CLIVE, Iowa – Rick Perry’s campaign is fighting back forcefully to defend his record and reassure supporters concerned about his shaky debate performances, sending the Texas governor’s wife on the campaign trail to explain his position on immigration and holding telephone town halls where the candidate himself engaged voters.

During a swing through Iowa, Texas first lady Anita Perry argued that her husband, who has faced fire about his support for in-state college tuition rates for illegal immigrants and his opposition to a border fence, was being unfairly castigated.

Anita Perry said she had heard such criticism in Iowa and felt she needed to clarify her husband’s positions, saying the state offers the benefit to residents of Texas who have attended a state school for a minimum of three years, have earned a high school degree and are pursuing citizenship.

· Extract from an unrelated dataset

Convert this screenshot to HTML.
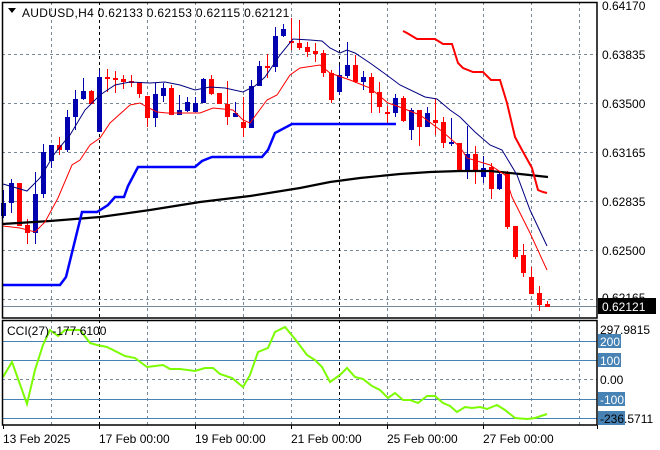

“It is not a subsidy when you consider Washington has failed to secure the border, has shown no signs of dealing with the millions here illegally,” she told a Polk County Republican Central Committee gathering Tuesday night. “States like Texas are left with one of two choices — whether we take care of those populations or they get on welfare, which is greater cost to our taxpayers, or we give them an opportunity to graduate from Texas schools, the opportunity to be a contributing member of society.”

She noted that the law passed virtually unanimously, and that her husband had opposed granting driver’s licenses to illegal immigrants, fought against sanctuary cities and recently billed the federal government $350 million for the cost of incarcerating illegal immigrants.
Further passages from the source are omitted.